Is R8 not supposed to be filled by cpu with zeroes when 32-bit value is beign written to it?

SergeyKostrov · ‎05-08-2013

I completed a simple test. >>...I know that __int64 is fully supported for a long time and I'm not sure that _int64 is a right declaration... This is simply to confirm that Intel and Microsoft C++ compilers support _int64 built-in type. What command line options of Intel C++ compiler did you use?

zalia64 · ‎05-08-2013

Thanks, Sergey.

I looked over the code: my definition was actually __int64 (double underscore).

The compiler switches are /O2 /Oi /D "_X64" /D "_MBCS" /FD /EHsc /MD /Gy /FAcs /Fa"x64\Release\\" /Fo"x64\Release\\" /Fd"x64\Release\vc90.pdb" /W3 /nologo /c /Zi /TP /errorReport:prompt

Anyway, my central point was the use of ' mov R8D, 3 ' instead of 'mov R8, 3 ' .

<<The code you cited may well be correct if the compiler knows that R8 is 0 before the call, so it can save some code size and only load 8 bit lower part of the register. >> (andysem)

To test that hipothesis, I called the function twice in succession. VeMulasm may change R8 (it is an assembler function compileded separatedly). The first call could very well changed R8, and the compiler cann't know what an external function does. The included extract shows that,the compiler assumes that mov R8D,3 is equal to mov R8,3 .

typedef double double16 ; // double on 16-bytes boundary

double VecMulasm( double16 *vec, double16 *AV, size_t Ns) ; // B= sum{vec.*AV}

        VecMulasm( (double16 *)As, (double16 *)Bs, 3) ;   // sum{As.*Bs}
000000013FB915FE lea         rdx,[rsp+110h]
000000013FB91606 lea         rcx,[rsp+40h]
000000013FB9160B mov         r8d,3
000000013FB91611 call        VecMulasm (13FB910A5h)
       VecMulasm( (double16 *)As, (double16 *)Bs, 3) ;   // B= sum{As.*Bs}
000000013FB91616 lea         rdx,[rsp+110h]
000000013FB9161E lea         rcx,[rsp+40h]
000000013FB91623 mov         r8d,3
000000013FB91629 call        VecMulasm (13FB910A5h)

Bernard · ‎05-09-2013

R8 is volatile register and is not preserved by compiler and any write to R8d will zero-fill upper half of this register.Interesting why compiler directly addressed lower half of R8 if immediate value Ns = 3 can be represented as 8 bit value.

Bernard · ‎05-09-2013

Sorry I made a mistake argument size_t Ns is 32-bit int so compiler addressed lower part of R8.

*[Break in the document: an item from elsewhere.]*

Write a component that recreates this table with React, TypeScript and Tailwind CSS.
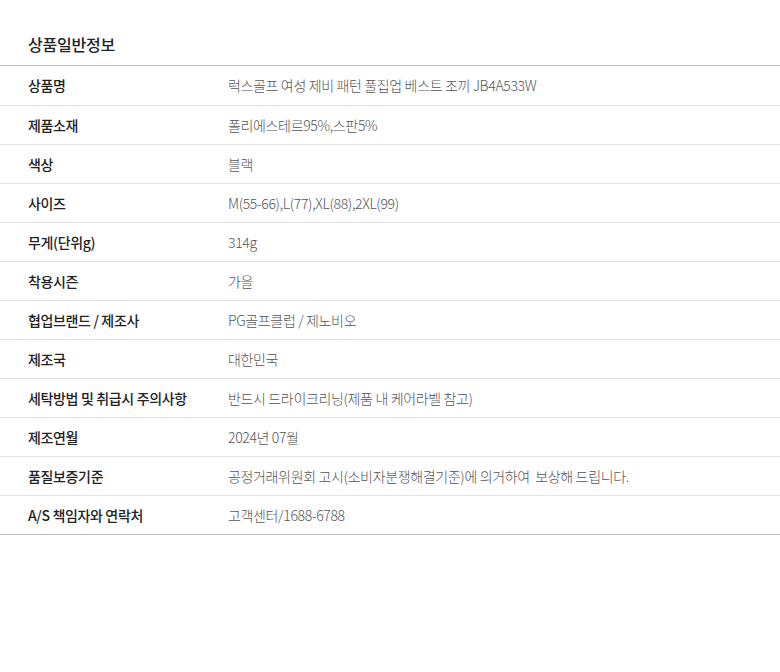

SergeyKostrov · ‎05-09-2013

It gets confusing because the user didn't specify clearly if a 64-bit platform is used. However, a title of the thread says: '64-bit bug...' >>... I made a mistake argument size_t Ns is 32-bit int so compiler addressed lower part of R8... size_t is a 32-bit ( 4 bytes ) on 32-bit platforms size_t is a 64-bit ( 8 bytes ) on 64-bit platforms

Bernard · ‎05-09-2013

Yep platform is 64-bit because of 64-bit registers beign used.